Fault enhancement using probabilistic neural networks and Laplacian of a Gaussian filter: a case study in the Great South Basin, New Zealand.

Abstract

Fault identification is critical in defining the structural framework for both exploration and reservoir characterization studies. Interpreters routinely use edge-sensitive attributes such as coherence to accelerate the manual picking process, where the actual choice of a particular edge-sensitive attribute varies with the seismic data quality and with the reflectivity response of the faulted geologic formations. CMY color blending provides an effective way to combine the information content of two or three edge-sensitive attributes when more than one attribute is sensitive to faults. We evaluate whether combining the information content of more than three attributes using probabilistic neural networks (PNN) provides any additional uplift.

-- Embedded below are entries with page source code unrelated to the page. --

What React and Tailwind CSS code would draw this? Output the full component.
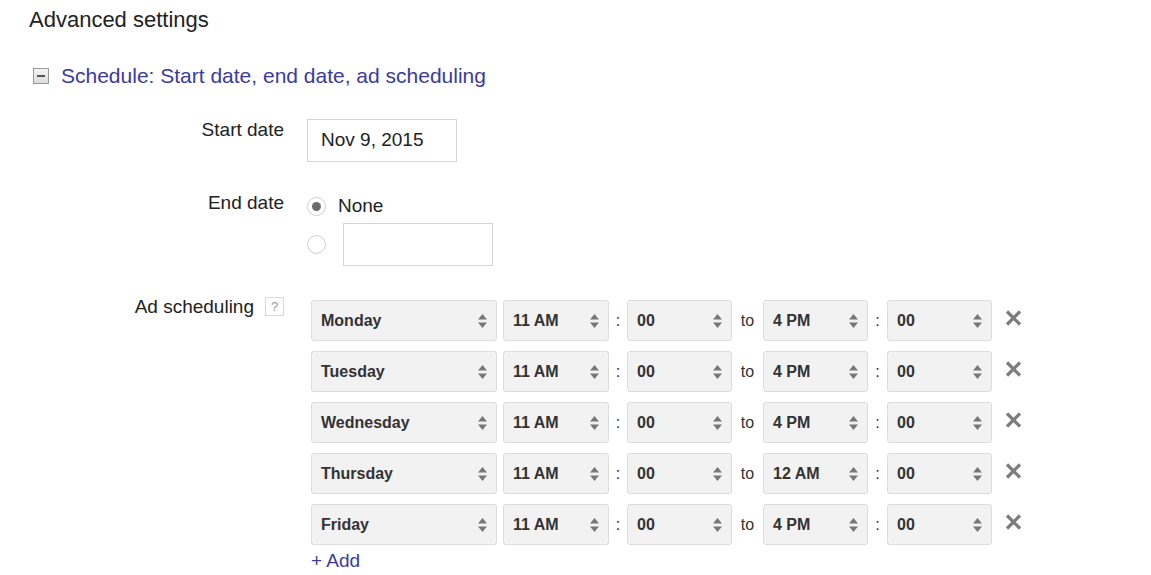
import React from "react";

const font = { fontFamily: '"Liberation Sans", Arial, Helvetica, sans-serif' };

function Arrows() {
  return (
    <svg width="11" height="16" viewBox="0 0 11 16" className="shrink-0">
      <path d="M1 6.5 L5.5 1 L10 6.5 Z" fill="#777" />
      <path d="M1 9.5 L5.5 15 L10 9.5 Z" fill="#777" />
    </svg>
  );
}

function Select({ value, w }) {
  return (
    <div
      className={`${w} h-[41px] shrink-0 flex items-center justify-between pl-[9px] pr-[8px] bg-[#f2f2f2] border border-[#dcdcdc] rounded-[3px] text-[16px] font-bold text-[#333]`}
    >
      <span>{value}</span>
      <Arrows />
    </div>
  );
}

function Colon({ w }) {
  return (
    <div className={`shrink-0 flex items-center justify-center text-[16px] text-[#333] ${w}`}>:</div>
  );
}

function XIcon() {
  return (
    <svg width="17" height="16" viewBox="0 0 17 16" className="shrink-0">
      <path d="M2 1.5 L15 14.5 M15 1.5 L2 14.5" stroke="#7d7d7d" strokeWidth="3.2" />
    </svg>
  );
}

function Row({ day, from, to }) {
  return (
    <div className="flex items-center">
      <Select value={day} w="w-[186px]" />
      <div className="w-[6px] shrink-0" />
      <Select value={from} w="w-[106px]" />
      <Colon w="w-[18px]" />
      <Select value="00" w="w-[105px]" />
      <div className="w-[31px] shrink-0 flex justify-center text-[16px] text-[#333]">to</div>
      <Select value={to} w="w-[105px]" />
      <Colon w="w-[19px]" />
      <Select value="00" w="w-[105px]" />
      <div className="ml-[13px] -mt-[5px]">
        <XIcon />
      </div>
    </div>
  );
}

function Radio({ checked }) {
  return (
    <div className="w-[19px] h-[19px] rounded-full border border-[#cfcfcf] bg-white flex items-center justify-center shrink-0">
      {checked && <div className="w-[9px] h-[9px] rounded-full bg-[#6b6b6b]" />}
    </div>
  );
}

export default function App() {
  const rows = [
    ["Monday", "11 AM", "4 PM"],
    ["Tuesday", "11 AM", "4 PM"],
    ["Wednesday", "11 AM", "4 PM"],
    ["Thursday", "11 AM", "12 AM"],
    ["Friday", "11 AM", "4 PM"],
  ];
  return (
    <div style={font} className="w-[1151px] h-[575px] bg-white overflow-hidden text-[#222]">
      <div className="pl-[29px] pt-[7px] text-[22px] leading-[26px] text-[#222]">Advanced settings</div>

      <div className="flex items-center pl-[33px] mt-[30px] h-[26px]">
        <div className="w-[16px] h-[16px] border border-[#9a9a9a] bg-gradient-to-b from-[#f4f4f4] to-[#dcdcdc] flex items-center justify-center">
          <div className="w-[8px] h-[2px] bg-[#555]" />
        </div>
        <span className="ml-[12px] text-[21px] text-[#3b3b9e]">Schedule: Start date, end date, ad scheduling</span>
      </div>

      {/* Start date */}
      <div className="flex mt-[30px]">
        <div className="w-[284px] text-right text-[19px] leading-[22px] text-[#222]">Start date</div>
        <div className="ml-[23px] w-[150px] h-[43px] border border-[#d5d5d5] flex items-center pl-[13px] text-[19px] text-[#222]">
          Nov 9, 2015
        </div>
      </div>

      {/* End date */}
      <div className="flex mt-[33px]">
        <div className="w-[284px] text-right text-[19px] leading-[22px] -mt-[3px] text-[#222]">End date</div>
        <div className="ml-[23px] flex flex-col">
          <div className="flex items-center h-[22px]">
            <Radio checked />
            <span className="ml-[12px] text-[19px] text-[#222]">None</span>
          </div>
          <div className="flex items-center mt-[6px]">
            <Radio />
            <div className="ml-[17px] w-[150px] h-[43px] border border-[#d5d5d5]" />
          </div>
        </div>
      </div>

      {/* Ad scheduling */}
      <div className="flex mt-[34px]">
        <div className="w-[284px] flex justify-end items-start">
          <span className="text-[19px] leading-[22px] -mt-[4px] text-[#222]">Ad scheduling</span>
          <div className="ml-[11px] -mt-[3px] w-[19px] h-[19px] border border-[#d8d8d8] flex items-center justify-center text-[13px] text-[#9a9a9a]">
            ?
          </div>
        </div>
        <div className="ml-[27px] flex flex-col gap-[10px]">
          {rows.map(([d, f, t]) => (
            <Row key={d} day={d} from={f} to={t} />
          ))}
          <div className="-mt-[5px] text-[19px] text-[#3b3b9e] leading-[22px]">+ Add</div>
        </div>
      </div>
    </div>
  );
}
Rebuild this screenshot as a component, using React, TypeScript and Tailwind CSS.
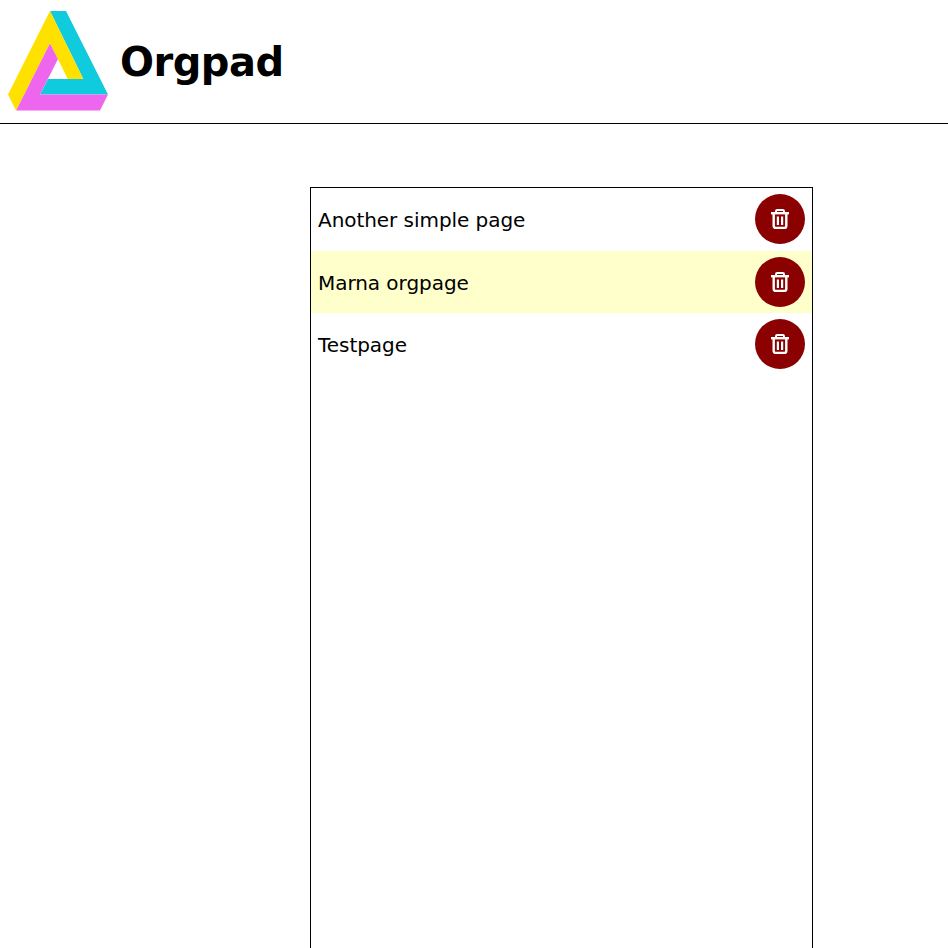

We employ a training data consisting of manually picked faults on a coarse grid of 3D seismic lines, and then we employ an exhaustive search PNN to identify the optimal set of attributes to create a fault probability volume for a 3D survey acquired over the Great South Basin, New Zealand. We construct a suite of candidate attributes using our understanding of the attribute response to faults seen in the data and examples extracted from the published literature to use the list as the analyzed attributes. Using a subset of picked faults as training data, we evaluate which suite of attributes and hyperparameters exhibit the highest validation on the remaining training data. When used together, we find that volume aberrancy magnitude, GLCM homogeneity, GLCM entropy, Sobel filter similarity, and envelope best predict the faults for this dataset. The PNN supervised classification creates a seismic image volume that exhibits fault probabilities providing a simple combination of multiple seismic attributes. We also find that applying a directional Laplacian of a Gaussian and skeletonization filters to the PNN fault volumes provides a superior result to simple CMY blending techniques.